Courts have held that a passenger in a car may be liable if he or she distracts a driver immediately before an accident. But what about a person sending text messages to someone they know is driving?
On a dark, rainy night, a man and a woman were driving toward each other on Route 33 in Genesee County. The man was driving home from work and texting with his girlfriend. As the vehicles approached each other, his vehicle crossed the center line and collided with the woman's vehicle, killing him and seriously injuring her.
Police determined that the primary cause of the accident was the man's failure to keep to the right of the center line. There was no evidence that he tried to take evasive action just before the crash - - suggesting that he was driving distracted.
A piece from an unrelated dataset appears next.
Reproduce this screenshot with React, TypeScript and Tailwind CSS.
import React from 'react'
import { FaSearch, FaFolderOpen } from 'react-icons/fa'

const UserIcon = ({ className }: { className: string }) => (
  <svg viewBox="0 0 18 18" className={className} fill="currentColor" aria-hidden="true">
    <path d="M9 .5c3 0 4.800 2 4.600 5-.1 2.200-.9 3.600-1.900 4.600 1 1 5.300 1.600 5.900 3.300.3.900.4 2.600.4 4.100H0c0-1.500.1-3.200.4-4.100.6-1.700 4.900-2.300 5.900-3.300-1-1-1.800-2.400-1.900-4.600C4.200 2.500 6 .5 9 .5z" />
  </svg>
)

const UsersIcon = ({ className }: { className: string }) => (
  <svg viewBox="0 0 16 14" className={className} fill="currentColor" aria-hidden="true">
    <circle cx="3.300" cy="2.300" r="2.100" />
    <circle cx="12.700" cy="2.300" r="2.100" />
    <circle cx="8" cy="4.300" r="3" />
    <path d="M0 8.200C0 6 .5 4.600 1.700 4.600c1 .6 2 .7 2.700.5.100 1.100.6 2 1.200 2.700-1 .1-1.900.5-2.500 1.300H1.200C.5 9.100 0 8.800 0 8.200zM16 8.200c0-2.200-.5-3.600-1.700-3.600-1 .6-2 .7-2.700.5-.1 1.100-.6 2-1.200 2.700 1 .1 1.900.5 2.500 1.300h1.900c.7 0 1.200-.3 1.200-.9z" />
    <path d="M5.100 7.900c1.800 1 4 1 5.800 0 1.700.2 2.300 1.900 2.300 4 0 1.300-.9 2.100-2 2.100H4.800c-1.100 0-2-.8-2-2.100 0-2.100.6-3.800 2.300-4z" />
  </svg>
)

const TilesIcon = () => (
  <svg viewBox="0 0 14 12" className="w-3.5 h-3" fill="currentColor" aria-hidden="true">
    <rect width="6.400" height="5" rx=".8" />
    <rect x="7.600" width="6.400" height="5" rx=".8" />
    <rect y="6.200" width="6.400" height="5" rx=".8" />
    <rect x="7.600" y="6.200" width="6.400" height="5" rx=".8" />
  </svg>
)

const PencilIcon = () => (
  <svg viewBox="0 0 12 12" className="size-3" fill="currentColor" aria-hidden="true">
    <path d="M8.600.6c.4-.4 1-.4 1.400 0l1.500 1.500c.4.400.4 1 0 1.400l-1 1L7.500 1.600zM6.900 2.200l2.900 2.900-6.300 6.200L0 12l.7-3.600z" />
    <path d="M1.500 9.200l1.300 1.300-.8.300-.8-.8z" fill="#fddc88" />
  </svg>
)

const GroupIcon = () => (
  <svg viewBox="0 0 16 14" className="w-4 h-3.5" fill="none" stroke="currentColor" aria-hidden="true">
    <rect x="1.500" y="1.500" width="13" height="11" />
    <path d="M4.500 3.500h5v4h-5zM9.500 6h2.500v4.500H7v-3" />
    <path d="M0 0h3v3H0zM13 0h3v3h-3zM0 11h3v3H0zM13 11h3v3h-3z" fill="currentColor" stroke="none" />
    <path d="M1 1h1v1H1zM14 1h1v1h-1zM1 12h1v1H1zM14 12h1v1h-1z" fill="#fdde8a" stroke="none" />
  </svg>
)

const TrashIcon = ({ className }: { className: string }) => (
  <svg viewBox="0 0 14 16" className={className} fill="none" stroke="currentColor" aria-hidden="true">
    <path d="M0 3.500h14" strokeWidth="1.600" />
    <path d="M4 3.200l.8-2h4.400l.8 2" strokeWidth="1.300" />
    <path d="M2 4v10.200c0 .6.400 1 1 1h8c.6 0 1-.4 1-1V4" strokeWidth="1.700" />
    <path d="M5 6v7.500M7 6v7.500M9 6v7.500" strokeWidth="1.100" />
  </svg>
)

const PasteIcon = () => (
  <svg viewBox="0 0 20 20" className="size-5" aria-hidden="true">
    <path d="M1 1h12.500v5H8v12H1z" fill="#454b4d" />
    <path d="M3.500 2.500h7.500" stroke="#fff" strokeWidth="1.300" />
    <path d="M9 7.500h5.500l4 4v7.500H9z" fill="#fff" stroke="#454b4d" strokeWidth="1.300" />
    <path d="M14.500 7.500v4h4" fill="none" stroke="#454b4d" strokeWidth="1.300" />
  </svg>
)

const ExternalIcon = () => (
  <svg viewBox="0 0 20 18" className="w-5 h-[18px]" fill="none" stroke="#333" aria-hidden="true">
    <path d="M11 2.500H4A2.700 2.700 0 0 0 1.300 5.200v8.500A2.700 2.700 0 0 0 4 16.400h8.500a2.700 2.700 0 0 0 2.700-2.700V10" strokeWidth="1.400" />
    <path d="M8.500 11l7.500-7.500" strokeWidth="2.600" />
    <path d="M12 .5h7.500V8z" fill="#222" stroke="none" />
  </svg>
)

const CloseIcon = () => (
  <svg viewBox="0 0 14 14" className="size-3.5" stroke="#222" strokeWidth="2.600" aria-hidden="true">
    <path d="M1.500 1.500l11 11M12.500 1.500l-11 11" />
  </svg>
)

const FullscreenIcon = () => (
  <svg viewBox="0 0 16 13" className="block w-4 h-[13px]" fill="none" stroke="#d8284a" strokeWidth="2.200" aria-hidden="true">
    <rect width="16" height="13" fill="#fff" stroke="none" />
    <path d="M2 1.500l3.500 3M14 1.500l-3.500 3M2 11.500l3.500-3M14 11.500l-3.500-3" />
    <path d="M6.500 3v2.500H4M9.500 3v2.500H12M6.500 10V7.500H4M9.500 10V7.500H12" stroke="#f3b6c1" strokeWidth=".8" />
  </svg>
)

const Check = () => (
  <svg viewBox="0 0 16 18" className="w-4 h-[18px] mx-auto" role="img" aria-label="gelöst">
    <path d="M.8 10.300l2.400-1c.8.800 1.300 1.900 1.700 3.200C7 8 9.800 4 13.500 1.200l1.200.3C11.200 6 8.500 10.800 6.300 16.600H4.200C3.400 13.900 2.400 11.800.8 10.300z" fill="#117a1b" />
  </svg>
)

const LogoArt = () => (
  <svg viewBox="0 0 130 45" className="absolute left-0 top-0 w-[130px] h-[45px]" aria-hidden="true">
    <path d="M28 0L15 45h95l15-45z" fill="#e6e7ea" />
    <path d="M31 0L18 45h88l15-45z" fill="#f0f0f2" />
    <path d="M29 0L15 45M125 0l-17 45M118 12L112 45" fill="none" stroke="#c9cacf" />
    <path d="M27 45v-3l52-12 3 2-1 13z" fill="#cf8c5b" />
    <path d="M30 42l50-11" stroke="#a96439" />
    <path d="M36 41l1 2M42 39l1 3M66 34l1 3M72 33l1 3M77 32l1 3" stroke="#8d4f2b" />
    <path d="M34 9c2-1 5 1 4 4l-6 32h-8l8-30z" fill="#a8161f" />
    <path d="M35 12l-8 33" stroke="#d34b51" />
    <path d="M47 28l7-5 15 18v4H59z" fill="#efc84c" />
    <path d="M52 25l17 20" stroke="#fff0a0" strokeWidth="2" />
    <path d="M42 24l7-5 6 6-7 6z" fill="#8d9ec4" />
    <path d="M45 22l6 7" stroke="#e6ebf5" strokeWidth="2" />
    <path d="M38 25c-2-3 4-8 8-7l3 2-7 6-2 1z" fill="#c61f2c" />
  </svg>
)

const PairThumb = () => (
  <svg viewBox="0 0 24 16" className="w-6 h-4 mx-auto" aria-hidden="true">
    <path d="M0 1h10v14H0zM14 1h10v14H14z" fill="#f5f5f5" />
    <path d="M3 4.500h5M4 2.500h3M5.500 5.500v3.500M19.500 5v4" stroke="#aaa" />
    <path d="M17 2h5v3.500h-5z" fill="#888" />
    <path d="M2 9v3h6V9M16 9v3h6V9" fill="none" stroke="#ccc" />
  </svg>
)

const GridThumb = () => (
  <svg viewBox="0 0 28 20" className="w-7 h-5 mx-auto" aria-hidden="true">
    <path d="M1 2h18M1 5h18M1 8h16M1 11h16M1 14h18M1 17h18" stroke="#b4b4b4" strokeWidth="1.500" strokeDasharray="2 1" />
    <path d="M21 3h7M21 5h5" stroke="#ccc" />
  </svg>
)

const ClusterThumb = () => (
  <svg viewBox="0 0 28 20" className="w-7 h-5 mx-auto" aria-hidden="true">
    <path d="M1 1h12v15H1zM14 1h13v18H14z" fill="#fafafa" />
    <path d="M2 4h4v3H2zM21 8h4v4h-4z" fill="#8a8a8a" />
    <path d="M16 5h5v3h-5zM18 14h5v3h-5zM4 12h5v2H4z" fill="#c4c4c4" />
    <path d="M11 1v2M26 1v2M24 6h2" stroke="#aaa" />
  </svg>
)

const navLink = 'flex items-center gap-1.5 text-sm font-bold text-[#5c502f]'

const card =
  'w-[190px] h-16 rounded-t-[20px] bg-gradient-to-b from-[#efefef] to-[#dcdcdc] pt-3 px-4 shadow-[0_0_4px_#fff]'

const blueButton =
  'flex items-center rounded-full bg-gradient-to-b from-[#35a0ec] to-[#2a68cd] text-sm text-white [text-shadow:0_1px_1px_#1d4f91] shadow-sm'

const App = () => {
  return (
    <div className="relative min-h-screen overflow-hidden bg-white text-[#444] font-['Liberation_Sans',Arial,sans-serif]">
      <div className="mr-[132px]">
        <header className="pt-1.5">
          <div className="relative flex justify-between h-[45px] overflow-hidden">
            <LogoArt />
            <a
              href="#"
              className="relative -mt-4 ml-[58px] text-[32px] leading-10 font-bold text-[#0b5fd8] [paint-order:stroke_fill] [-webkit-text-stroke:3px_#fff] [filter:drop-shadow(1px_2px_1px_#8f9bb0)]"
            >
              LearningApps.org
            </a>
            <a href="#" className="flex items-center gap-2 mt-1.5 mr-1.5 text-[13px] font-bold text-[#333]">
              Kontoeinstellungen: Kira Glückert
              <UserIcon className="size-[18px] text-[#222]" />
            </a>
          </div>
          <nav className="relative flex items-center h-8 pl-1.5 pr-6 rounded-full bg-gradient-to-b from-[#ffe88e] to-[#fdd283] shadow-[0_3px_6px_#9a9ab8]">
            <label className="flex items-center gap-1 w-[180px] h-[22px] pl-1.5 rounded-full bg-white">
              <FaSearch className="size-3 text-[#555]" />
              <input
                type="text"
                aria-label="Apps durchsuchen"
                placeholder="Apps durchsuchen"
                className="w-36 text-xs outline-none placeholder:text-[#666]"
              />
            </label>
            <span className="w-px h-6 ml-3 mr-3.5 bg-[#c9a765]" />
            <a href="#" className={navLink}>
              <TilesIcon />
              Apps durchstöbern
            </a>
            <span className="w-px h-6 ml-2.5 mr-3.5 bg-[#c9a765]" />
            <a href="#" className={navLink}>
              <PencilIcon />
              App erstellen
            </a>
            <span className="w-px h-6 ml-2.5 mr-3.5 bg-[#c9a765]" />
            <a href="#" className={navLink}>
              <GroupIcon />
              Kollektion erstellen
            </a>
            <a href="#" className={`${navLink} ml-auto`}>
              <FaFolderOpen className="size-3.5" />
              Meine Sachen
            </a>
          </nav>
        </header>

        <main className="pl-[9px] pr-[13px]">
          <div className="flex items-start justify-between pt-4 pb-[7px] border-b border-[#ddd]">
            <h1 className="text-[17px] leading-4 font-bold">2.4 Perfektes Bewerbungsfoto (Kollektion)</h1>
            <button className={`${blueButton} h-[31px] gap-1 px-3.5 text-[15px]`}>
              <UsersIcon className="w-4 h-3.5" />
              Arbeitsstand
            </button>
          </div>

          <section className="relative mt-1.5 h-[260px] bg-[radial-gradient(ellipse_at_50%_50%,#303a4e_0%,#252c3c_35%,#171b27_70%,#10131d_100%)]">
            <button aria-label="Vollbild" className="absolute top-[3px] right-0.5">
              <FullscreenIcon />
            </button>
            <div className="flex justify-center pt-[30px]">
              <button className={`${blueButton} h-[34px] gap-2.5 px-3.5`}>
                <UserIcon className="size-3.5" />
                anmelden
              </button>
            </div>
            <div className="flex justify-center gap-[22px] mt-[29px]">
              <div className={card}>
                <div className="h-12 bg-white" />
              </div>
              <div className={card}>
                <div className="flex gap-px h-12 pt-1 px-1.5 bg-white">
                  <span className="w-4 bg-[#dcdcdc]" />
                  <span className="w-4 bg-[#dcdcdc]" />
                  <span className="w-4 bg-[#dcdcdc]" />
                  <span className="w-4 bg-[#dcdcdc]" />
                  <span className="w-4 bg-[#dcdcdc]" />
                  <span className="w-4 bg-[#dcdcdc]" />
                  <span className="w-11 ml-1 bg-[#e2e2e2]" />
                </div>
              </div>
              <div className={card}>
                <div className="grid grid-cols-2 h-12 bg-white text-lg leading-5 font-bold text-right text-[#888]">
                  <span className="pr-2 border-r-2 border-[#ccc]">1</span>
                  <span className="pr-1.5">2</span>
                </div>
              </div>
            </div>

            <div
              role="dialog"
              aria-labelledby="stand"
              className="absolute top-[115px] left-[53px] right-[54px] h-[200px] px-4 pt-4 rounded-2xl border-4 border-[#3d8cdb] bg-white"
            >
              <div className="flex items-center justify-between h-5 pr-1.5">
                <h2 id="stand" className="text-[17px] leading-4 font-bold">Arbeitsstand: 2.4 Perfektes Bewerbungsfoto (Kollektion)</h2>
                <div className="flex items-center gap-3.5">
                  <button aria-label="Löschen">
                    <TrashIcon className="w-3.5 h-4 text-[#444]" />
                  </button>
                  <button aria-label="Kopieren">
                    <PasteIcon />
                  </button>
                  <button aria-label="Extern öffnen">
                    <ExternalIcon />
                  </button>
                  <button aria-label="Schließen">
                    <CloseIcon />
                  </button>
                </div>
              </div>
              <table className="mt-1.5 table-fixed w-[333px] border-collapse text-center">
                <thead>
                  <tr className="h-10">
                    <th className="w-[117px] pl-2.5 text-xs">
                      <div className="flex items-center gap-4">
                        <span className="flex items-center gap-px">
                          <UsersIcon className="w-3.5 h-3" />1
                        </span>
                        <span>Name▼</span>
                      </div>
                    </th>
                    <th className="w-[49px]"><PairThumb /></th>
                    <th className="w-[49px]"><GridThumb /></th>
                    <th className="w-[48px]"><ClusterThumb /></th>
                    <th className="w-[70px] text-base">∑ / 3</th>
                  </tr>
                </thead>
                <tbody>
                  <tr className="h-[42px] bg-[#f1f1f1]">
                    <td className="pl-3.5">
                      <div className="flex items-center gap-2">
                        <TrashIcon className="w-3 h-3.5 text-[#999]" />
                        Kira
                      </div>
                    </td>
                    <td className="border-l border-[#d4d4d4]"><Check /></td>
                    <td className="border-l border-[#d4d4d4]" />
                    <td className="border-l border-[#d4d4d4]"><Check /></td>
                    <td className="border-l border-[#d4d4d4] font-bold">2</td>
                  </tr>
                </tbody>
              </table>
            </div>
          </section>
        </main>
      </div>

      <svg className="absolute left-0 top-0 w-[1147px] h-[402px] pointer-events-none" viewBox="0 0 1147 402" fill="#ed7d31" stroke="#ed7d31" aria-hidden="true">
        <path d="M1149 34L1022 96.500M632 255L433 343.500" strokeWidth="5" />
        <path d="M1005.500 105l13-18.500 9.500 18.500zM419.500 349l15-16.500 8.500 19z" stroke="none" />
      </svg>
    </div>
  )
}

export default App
Investigators concluded that the texting “may have been the source of this distraction.”
The injured woman sued the man's girlfriend, “alleging that the collision was caused in part by her negligence in continuing to engage [the man] in a text message conversation despite knowing, or having special reason to know, that he was operating a motor vehicle.”
The trial court granted the girlfriend's motion for summary judgment, dismissing the complaint against her, and the injured woman appealed. The Appellate Division affirmed, holding that a “person does not owe a common-law duty to motorists to refrain from sending a text message to a person whom he or she knows, or reasonably should know, is operating a motor vehicle.” The Court based its decision on three factors:
- Noting “a significant distinction between the distracting passenger and the remote sender of text messages,” the Court reasoned that a driver cannot prevent a passenger–who is actually inside the vehicle–from creating a distraction. However, the same driver “has complete control over whether to allow the conduct of the remote sender to create a distraction.” It is the driver’s duty to see what should be seen and to exercise reasonable care when driving to avoid a collision with another vehicle.
- The Court also pointed to the danger of opening liability floodgates: “If a person were to be held liable for communicating a text message to another person whom he or she knows or reasonably should know is operating a vehicle, such a holding could logically be expanded to encompass all manner of heretofore innocuous activities. A billboard, a sign outside a church, or a child’s lemonade stand could all become a potential source of liability in a negligence action. Each of the foregoing examples is a communication directed specifically at a passing motorist and intended to divert their attention from the highway.”
- Finally, in reviewing the various laws passed to regulate the use of cellular telephones and other electronic devices by those operating motor vehicles, the Court noted that in passing these laws, the legislature did not create a duty to refrain from communicating with persons known to be operating a motor vehicle. Instead, “those laws place the responsibility of managing or avoiding the distractions caused by electronic devices squarely with the driver.”